An excellent evening I'm sure you'll all agree. What keeps me up at night however is that it would have only taken 1 swapped vote for the N70 to beat the objectively better F63. What would happen if our group of sane Port-ers was to be infiltrated by an extremist of The Sherry Forum intent on bringing us down? Well the consequences don't even bear thinking about- the N70 could have won! In this universe it didn't...
The solution of course it see what would have happened in other universes. So naturally, I went back to Monte Carlo in my finest tuxedo and started modelling us.
I created two scenarios of Port tastings which had 20 wines
1. All the port is objectively the same
2. All the port is objectively different
Secondly, I created several scoring systems
(i) - The sum (equivalent to the mean)
(ii) - Olympic sum (remove top and bottom scores)
(iii) - Median score.
(iv) - Filtered Median - For this, the wine had to be scored by at least sqrt(voters) to be counted
(v) - Quadrature scoring (square root sum)
(vi) - Geometric mean (square root product)
Thirdly, I made 13 stereotypical port tasters, randomly generated. For each taster it is first decided how distribute scores (i.e. simple 3,2,1, or 3,2,1,0.5,0.5, etc. for all permutations). Once that distribution is decided, they take a random distribution (σ=1) of the objective score (1-10) and score appropriately.

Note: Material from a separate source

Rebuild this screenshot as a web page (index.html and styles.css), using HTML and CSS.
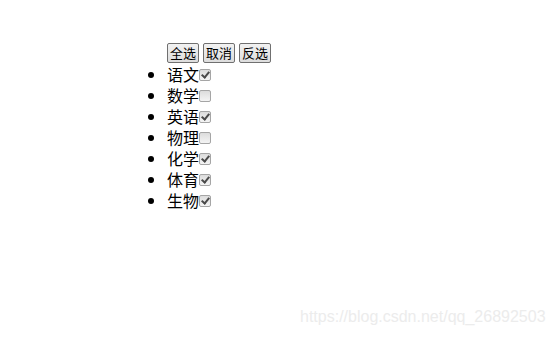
FILE: index.html
```html
<!DOCTYPE html>
<html>
<head>
<meta charset="utf-8">
<link rel="stylesheet" href="styles.css">
</head>
<body>
<div class="wrap">
  <div class="btns"><button class="btn">全选</button> <button class="btn">取消</button> <button class="btn">反选</button></div>
  <ul class="list">
    <li class="item">语文<input class="cb" type="checkbox" checked></li>
    <li class="item">数学<input class="cb" type="checkbox"></li>
    <li class="item">英语<input class="cb" type="checkbox" checked></li>
    <li class="item">物理<input class="cb" type="checkbox"></li>
    <li class="item">化学<input class="cb" type="checkbox" checked></li>
    <li class="item">体育<input class="cb" type="checkbox" checked></li>
    <li class="item">生物<input class="cb" type="checkbox" checked></li>
  </ul>
</div>
<div class="mark">https://blog.csdn.net/qq_26892503</div>
</body>
</html>
```
FILE: styles.css
```css
html, body {
  margin: 0;
  padding: 0;
  background: #fff;
}
body {
  width: 552px;
  height: 338px;
  position: relative;
  overflow: hidden;
  font-family: "Noto Sans CJK SC", "Liberation Sans", sans-serif;
  font-size: 16px;
  color: #000;
}
.wrap {
  padding-top: 43px;
  padding-left: 167px;
}
.btns {
  height: 21px;
  font-size: 0;
  display: flex;
  gap: 4px;
}
.btn {
  font-family: "Noto Sans CJK SC", sans-serif;
  font-size: 13px;
  line-height: 16px;
  height: 20px;
  padding: 0 2px;
  margin: 0;
  border: 1px solid #707070;
  border-radius: 2px;
  background: linear-gradient(#f2f2f2, #dddddd);
  color: #000;
}
.list {
  margin: 0;
  padding: 0;
  list-style: disc;
}
.item {
  height: 21px;
  line-height: 21px;
  display: list-item;
}
.cb {
  -webkit-appearance: none;
  appearance: none;
  box-sizing: border-box;
  width: 12px;
  height: 12px;
  margin: 0;
  border: 1px solid #a5a5a5;
  border-radius: 2px;
  background: linear-gradient(#dcdcdc, #f4f4f4);
  vertical-align: 0px;
  position: relative;
}
.cb:checked::after {
  content: "";
  position: absolute;
  left: 3px;
  top: 0px;
  width: 3px;
  height: 6px;
  border: solid #4a4a4a;
  border-width: 0 2px 2px 0;
  transform: rotate(40deg);
}
.mark {
  position: absolute;
  left: 300px;
  top: 308px;
  font-family: "Liberation Sans", sans-serif;
  font-size: 16px;
  color: #ececec;
}
```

And then for the fourteenth taster. 3 scenarios here
a) They are a regular one of us
b) They are a highly skewed one of us (σ=5)
c) They are a member of TSF (a malicious voter who voters backwards). When the wines are objectively similar, they obviously struggle.
Finally, I made a measly million universes of Port tastings for each of the 6 scenarios to see what happened.
Accuracy is a percentage of universes that the WoTN was correctly identified.
CV is a normalised standard distribution - lower is better.
Table 1: Uniform Quality / Lowest CV is Best
Code: Select all
SCENARIO | SUM | OLYMPIC | MEDIAN | FILTER | QUADRAT | GEOMTR
--------------------------------------------------------------------------
All Equal (CV) | 0.5454 | 0.6533 | 0.5383 | 0.5383 | 0.4749 | 0.3565
One Skewed (CV) | 0.5454 | 0.6532 | 0.5387 | 0.5387 | 0.4749 | 0.3560
One Malicious (CV) | 0.5398 | 0.6479 | 0.5371 | 0.5371 | 0.4714 | 0.3541
--------------------------------------------------------------------------
MOST PRECISE METHOD | | | | | | WINNER
--------------------------------------------------------------------------
Code: Select all
SCENARIO (Acc / CV) | SUM | OLYMPIC | MEDIAN | FILTER | QUADRAT | GEOMTR
--------------------------------------------------------------------------
All Equal | 79%/0.36| 79%/0.36| 69%/0.28| 69%/0.28| 81%/0.26| 75%/0.28
One Skewed | 77%/0.48| 77%/0.38| 66%/0.32| 66%/0.32| 78%/0.29| 56%/0.42
One Malicious | 78%/0.42| 78%/0.35| 65%/0.32| 65%/0.32| 79%/0.27| 20%/0.35
--------------------------------------------------------------------------
BEST OVERALL METHOD | | | | | WINNER |
--------------------------------------------------------------------------
Summary:
- Quadrature Scoring is the overall most accurate method (81% peak) and the most resilient to intentional sabotage. It also maintains the lowest noise (CV) when a truth is present.
- Geometric Mean is highly precise for consensus among honest judges, but it is dangerously vulnerable to malicious voting (Accuracy drops from 75% to 20%).
- Olympic Scoring is robust against noise but consistently less accurate than the Quadrature method in identifying the true #1 wine.